Later, in response to a question, Healey suggested that if America truly cared about the operational integrity of the private sector in the event of a national cybersecurity emergency, agencies would bend over backwards to make certain that private network administrators and security engineers have all the tools and information they need. Legislating that NSA should monitor this part of the network on behalf of the private sector, he said, was “somewhat of a failure of imagination.”

Stewart Baker disagreed, pointing out that malicious agents use information being broadcast from agencies to their own advantage. For instance, they watch public service announcements to see which malware they put in the wild has been blown.
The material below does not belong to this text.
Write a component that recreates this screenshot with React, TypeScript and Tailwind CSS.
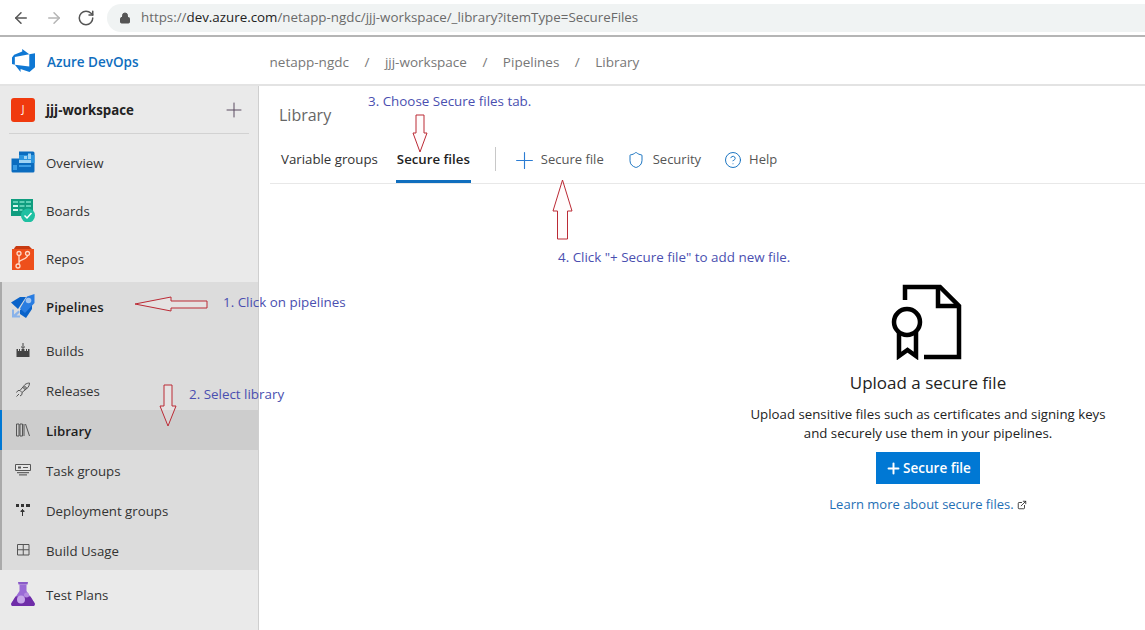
import { ArrowLeft, ArrowRight, RotateCw, Lock, Plus, Shield, CircleHelp, ExternalLink } from "lucide-react";
import type { ReactNode } from "react";

function DevOpsLogo() {
  return (
    <svg width="23" height="23" viewBox="0 0 24 24" fill="#0f78d4">
      <path d="M0 8.877 2.247 5.91l8.405-3.416V.022l7.37 5.393L2.966 8.338v8.225L0 15.707zm24-4.45v14.651l-5.753 4.9-9.303-3.057v3.056l-5.978-7.416 15.057 1.798V5.415z" />
    </svg>
  );
}

function OverviewIcon() {
  return (
    <svg width="24" height="24" viewBox="0 0 24 24">
      <path d="M8 1.5h14A1.5 1.5 0 0 1 23.5 3v18a1.5 1.5 0 0 1-1.5 1.5H2A1.5 1.5 0 0 1 .5 21V8.5H8Z" fill="#0b6cbf" />
      <path d="M8 5h15.5v8H8Z" fill="#2b95df" />
      <path d="M13 6h3v3h-3ZM17 3.5h3V9h-3ZM8 10h12v3H8Z" fill="#9fd3f4" />
      <path d="M8 15h12v2H8ZM2 15h4v5H2Z" fill="#3b9ce4" />
    </svg>
  );
}

function BoardsIcon() {
  return (
    <svg width="24" height="24" viewBox="0 0 24 24">
      <path d="M0 1h22v17H0Z" fill="#0f9d7f" />
      <path d="M2 3h5v2H2ZM8.5 3h5v2h-5ZM15 3h5v2h-5ZM8.5 7h5v2h-5ZM15 7h5v2h-5ZM8.5 11h3v2h-3Z" fill="#5fd0b5" />
      <path d="M2 7h5v2H2ZM2 11h5v2H2Z" fill="#d6f5ee" />
      <circle cx="17" cy="17.5" r="7" fill="#1fc0a2" />
      <path d="m13.5 17.5 2.5 2.5 4.5-5" fill="none" stroke="#fff" strokeWidth="1.5" />
    </svg>
  );
}

function ReposIcon() {
  return (
    <svg width="24" height="24" viewBox="0 0 24 24">
      <path d="M3 2.5 5 0h13l2.5 2.5V5H3Z" fill="#c73a12" />
      <path d="M1 3h22v21H1Z" fill="#ee4f1b" />
      <g fill="none" stroke="#ffd9c8" strokeWidth="1.3">
        <circle cx="8" cy="7.5" r="2" />
        <circle cx="16.5" cy="7.5" r="2" />
        <circle cx="7" cy="20" r="2" />
        <path d="M8 9.5V18M16.5 9.5c0 4-8.5 3.5-8.5 7" />
      </g>
    </svg>
  );
}

function PipelinesIcon() {
  return (
    <svg width="24" height="24" viewBox="0 0 24 24">
      <path d="M0 8.5 9 3h6L7 15Z" fill="#0a63c9" />
      <path d="M9 16 21 6v9l-6 9-6-4Z" fill="#0a63c9" />
      <path d="M23.5 0v9L14 19l-5-4.5L16 2.5Z" fill="#2a7de1" />
      <circle cx="17.5" cy="6.5" r="2.8" fill="#a3c7f2" />
      <path d="M1 15.5v8h8v-2H5.5L9 18l-1.5-1.5L3 20.5v-5Z" fill="#8ab3ea" />
    </svg>
  );
}

function TestPlansIcon() {
  return (
    <svg width="24" height="24" viewBox="0 0 24 24">
      <path d="M7 0h10l-.5 2.5h-9Z" fill="#8a5bc8" />
      <path d="M8.5 2.5h7V9l8 12c.8 1.5 0 3-1.5 3H2c-1.5 0-2.3-1.5-1.5-3l8-12Z" fill="#9a6bd6" />
      <path d="M4.5 14.5h15l4 6.500c.8 1.500 0 3-1.500 3H2c-1.500 0-2.300-1.500-1.500-3Z" fill="#6f2da8" />
      <circle cx="10" cy="17.5" r="4" fill="#c6a6ea" />
      <circle cx="15.5" cy="13" r="2.5" fill="#b48be0" />
    </svg>
  );
}

function BuildsIcon() {
  return (
    <svg width="14" height="14" viewBox="0 0 14 14" fill="#444">
      <path d="M6.5 0h1v4.5h-1ZM5 3l2 2 2-2v1L7 6 5 4ZM1 6h1v2h1V6h1v2h1.5V6h3v2H10V6h1v2h1V6h1.500v8H.5V6Z" />
    </svg>
  );
}

function ReleasesIcon() {
  return (
    <svg width="16" height="16" viewBox="0 0 16 16" fill="none" stroke="#555" strokeWidth="1">
      <path d="M5 8.5 10 2.5C11.5 1.5 13 1 14.5 1c0 1.500-.5 3-1.500 4.500l-6 5Z" />
      <circle cx="10" cy="6" r="1.3" />
      <path d="M5 8.5H3L1.5 10.5M7 10.5v2L5 14M4 12l-2.5 2.5" />
    </svg>
  );
}

function LibraryIcon() {
  return (
    <svg width="14" height="14" viewBox="0 0 14 14" fill="none" stroke="#555" strokeWidth="1">
      <path d="M.5 1H3v12H.5ZM4 1h2.5v12H4ZM8 1v12M9.5 1l4 12" />
    </svg>
  );
}

function TaskGroupsIcon() {
  return (
    <svg width="16" height="12" viewBox="0 0 16 12">
      <path d="M.5.5h15v6H.5Z" fill="#e5e5e5" stroke="#555" />
      <path d="M3 2.5h3v2H3ZM8 3h5v1H8Z" fill="#555" />
      <path d="M2 8h12v1.2H2ZM4 10.3h8v1.2H4Z" fill="#666" />
    </svg>
  );
}

function DeploymentGroupsIcon() {
  return (
    <svg width="14" height="12" viewBox="0 0 14 12" fill="#333">
      <path d="M0 0h3v3H0ZM5 0h3v3H5ZM10 0h4v3h-4ZM6 5h1v7H6ZM4.5 7l2-2 2 2v1h-4Z" />
    </svg>
  );
}

function BuildUsageIcon() {
  return (
    <svg width="13" height="12" viewBox="0 0 13 12" fill="none" stroke="#555" strokeWidth="1">
      <path d="M.5.5H12V11H.5ZM6.25.5V11M.5 5.75H12" />
    </svg>
  );
}

function CertFileIcon() {
  return (
    <svg width="72" height="76" viewBox="0 0 72 76" fill="none" stroke="#000" strokeWidth="4.5">
      <path d="M15 16V3h35l19 19v51H34" />
      <path d="M48 3v19h21" />
      <circle cx="17" cy="38" r="13" />
      <path d="M9 48v24l8.5-6 8.5 6V48" />
    </svg>
  );
}

// red outlined arrows drawn on top of the screenshot
function Arrow({ className, width, height, points }: { className: string; width: number; height: number; points: string }) {
  return (
    <svg className={`absolute ${className}`} width={width} height={height} fill="#fff5f5" fillOpacity="0.25" stroke="#bb2a35" strokeWidth="1">
      <polygon points={points} />
    </svg>
  );
}

function Note({ className, children }: { className: string; children: ReactNode }) {
  return <div className={`absolute text-[13.4px] leading-4 whitespace-nowrap text-[#4a4fb0] ${className}`}>{children}</div>;
}

function NavItem({ icon, label, tall, active, selected }: { icon: ReactNode; label: string; tall?: boolean; active?: boolean; selected?: boolean }) {
  return (
    <div className={`flex items-center pl-[11px] ${tall ? "h-12" : "h-10"} ${selected ? "bg-[#cdcdcd]" : ""}`}>
      <div className="flex w-6 justify-center">{icon}</div>
      <span className={`ml-[11px] pt-[4px] text-[13.25px] ${active ? "font-semibold text-[#1e1e1e]" : "text-[#333]"}`}>{label}</span>
    </div>
  );
}

export default function App() {
  return (
    <div className="relative h-[630px] w-[1145px] overflow-hidden bg-white font-['Open_Sans',sans-serif]">
      {/* Browser bar */}
      <div className="flex h-[37px] items-center border-b-2 border-[#b5b5b5] pl-[12px]">
        <ArrowLeft size={18} className="text-[#555]" />
        <ArrowRight size={18} className="ml-[15px] text-[#b5b5b5]" />
        <RotateCw size={18} className="ml-[14px] text-[#555]" />
        <div className="ml-[12px] flex h-7 flex-1 items-center rounded-l-full bg-[#f0f3f3] pl-[12px]">
          <Lock size={12} className="text-[#555]" fill="#555" />
          <span className="ml-[10px] text-[13.35px] text-[#6a6a6a]">
            https://<span className="text-[#222]">dev.azure.com</span>/netapp-ngdc/jjj-workspace/_library?itemType=SecureFiles
          </span>
        </div>
      </div>

      {/* DevOps header */}
      <div className="flex h-[49px] items-center border-b-2 border-[#e3e3e3]">
        <div className="ml-[12px]">
          <DevOpsLogo />
        </div>
        <span className="ml-[12px] pt-[4px] text-[13.5px] font-semibold text-[#106ebe]">Azure DevOps</span>
        <div className="ml-[131px] flex items-center gap-[15.5px] pt-[4px] text-[13.5px] text-[#777]">
          <span>netapp-ngdc</span>
          <span>/</span>
          <span>jjj-workspace</span>
          <span>/</span>
          <span>Pipelines</span>
          <span>/</span>
          <span>Library</span>
        </div>
      </div>

      <div className="flex h-[544px]">
        {/* Sidebar */}
        <aside className="w-[259px] shrink-0 border-r border-[#cfcfcf] bg-[#eaeaea]">
          <div className="flex h-[47px] items-center pl-[11px] pr-[12px]">
            <div className="flex h-6 w-6 items-center justify-center rounded-[3px] bg-[#f03a0e] text-[10px] text-white">J</div>
            <span className="ml-[11px] flex-1 pt-[2px] text-[13.25px] font-bold text-[#222]">jjj-workspace</span>
            <Plus size={24} strokeWidth={1} className="text-[#5a4a60]" />
          </div>
          <div className="mx-[9px] h-[1px] bg-[#d2d2d2]" />
          <div className="mt-[4px]">
            <NavItem tall icon={<OverviewIcon />} label="Overview" />
            <NavItem tall icon={<BoardsIcon />} label="Boards" />
            <NavItem tall icon={<ReposIcon />} label="Repos" />
          </div>
          <div className="relative bg-[#dcdcdc]">
            <div className="absolute bottom-0 left-0 top-0 w-[2px] bg-[#aaaaaa]" />
            <NavItem tall active icon={<PipelinesIcon />} label="Pipelines" />
            <NavItem icon={<BuildsIcon />} label="Builds" />
            <NavItem icon={<ReleasesIcon />} label="Releases" />
            <div className="relative">
              <div className="absolute bottom-0 left-0 top-0 w-[2px] bg-[#0078d4]" />
              <NavItem selected active icon={<LibraryIcon />} label="Library" />
            </div>
            <NavItem icon={<TaskGroupsIcon />} label="Task groups" />
            <NavItem icon={<DeploymentGroupsIcon />} label="Deployment groups" />
            <NavItem icon={<BuildUsageIcon />} label="Build Usage" />
          </div>
          <NavItem tall icon={<TestPlansIcon />} label="Test Plans" />
        </aside>

        {/* Main */}
        <main className="flex-1">
          <div className="ml-[11px] border-b border-[#e8e8e8]">
            <div className="pl-[9px] pt-[17px] text-[16px] leading-6 text-[#666]">Library</div>
            <div className="mt-[10px] flex h-[46px] items-stretch pl-[11px]">
              <div className="flex items-center text-[13.25px] text-[#333]">Variable groups</div>
              <div className="ml-[18px] flex items-center border-b-[3px] border-[#106ebe] px-[1px] pt-[3px] text-[13.25px] font-semibold text-[#222]">Secure files</div>
              <div className="ml-[24px] mt-[10px] h-[24px] w-[1px] bg-[#c8c8c8]" />
              <div className="ml-[15px] flex items-center text-[13px] text-[#555]">
                <Plus size={27} strokeWidth={1} className="text-[#2b7cd3]" />
                <span className="ml-[3px]">Secure file</span>
                <Shield size={18} strokeWidth={1.25} className="ml-[23px] text-[#106ebe]" />
                <span className="ml-[8px]">Security</span>
                <CircleHelp size={18} strokeWidth={1.25} className="ml-[23px] text-[#106ebe]" />
                <span className="ml-[7px]">Help</span>
              </div>
            </div>
          </div>

          {/* Empty state */}
          <div className="ml-[479px] mt-[100px] flex w-[380px] flex-col items-center">
            <div className="pr-[4px]">
              <CertFileIcon />
            </div>
            <h2 className="mt-[11px] text-[17px] leading-6 text-[#222]">Upload a secure file</h2>
            <p className="mt-[10px] text-center text-[13.25px] leading-[19px] text-[#222]">
              Upload sensitive files such as certificates and signing keys
              <br />
              and securely use them in your pipelines.
            </p>
            <button className="mt-[9px] flex h-8 w-[104px] items-center justify-center gap-[1px] bg-[#0078d4] text-[13.5px] font-semibold text-white">
              <Plus size={17} strokeWidth={2.75} />
              Secure file
            </button>
            <div className="mt-[11px] flex items-center text-[13px] text-[#1f6fb5]">
              Learn more about secure files.
              <ExternalLink size={10} className="ml-[3px] text-[#222]" />
            </div>
          </div>
        </main>
      </div>

      {/* Annotations */}
      <Note className="left-[223px] top-[294px]">1. Click on pipelines</Note>
      <Note className="left-[189px] top-[386px]">2. Select library</Note>
      <Note className="left-[368px] top-[93px]">3. Choose Secure files tab.</Note>
      <Note className="left-[558px] top-[249px]">4. Click "+ Secure file" to add new file.</Note>
      <Arrow className="left-[134px] top-[296px]" width={76} height={16} points="1,8 37,1 37,5 73,5 73,12 37,12 37,15" />
      <Arrow className="left-[158px] top-[384px]" width={20} height={44} points="6,1 14,1 14,22 18,22 10,42 2,22 6,22" />
      <Arrow className="left-[412px] top-[114px]" width={16} height={40} points="4,1 12,1 12,19 15,19 8,38 1,19 4,19" />
      <Arrow className="left-[552px] top-[179px]" width={22} height={62} points="10.5,1 20,32 15.5,32 15.5,60 5.5,60 5.5,32 1,32" />
    </div>
  );
}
When they see no such announcements, said Baker, “they know they’ve got a winner.” So protecting the status of these investigations, and not being completely transparent with private industry, gives NSA, DHS, and other departments and agencies the advantage of not leaking easily discernible intelligence to their enemies.

“It is not absolutely necessary that NSA do all of this monitoring,” Baker added. “The fact is, these are the operational guys – these are guys who live this daily, and anybody who’s in this room and who’s in this business understands that there’s all the difference in the world between sitting in the C-suite and being down, actually dealing with the code, and fighting these guys on a daily, hourly basis. This is a matter of minutes and hours, if you want to keep your systems from getting compromised in ways that we can’t undo. The only really operational fighters in the federal government are at NSA… I have a lot of sympathy for their desire to get out and do something.”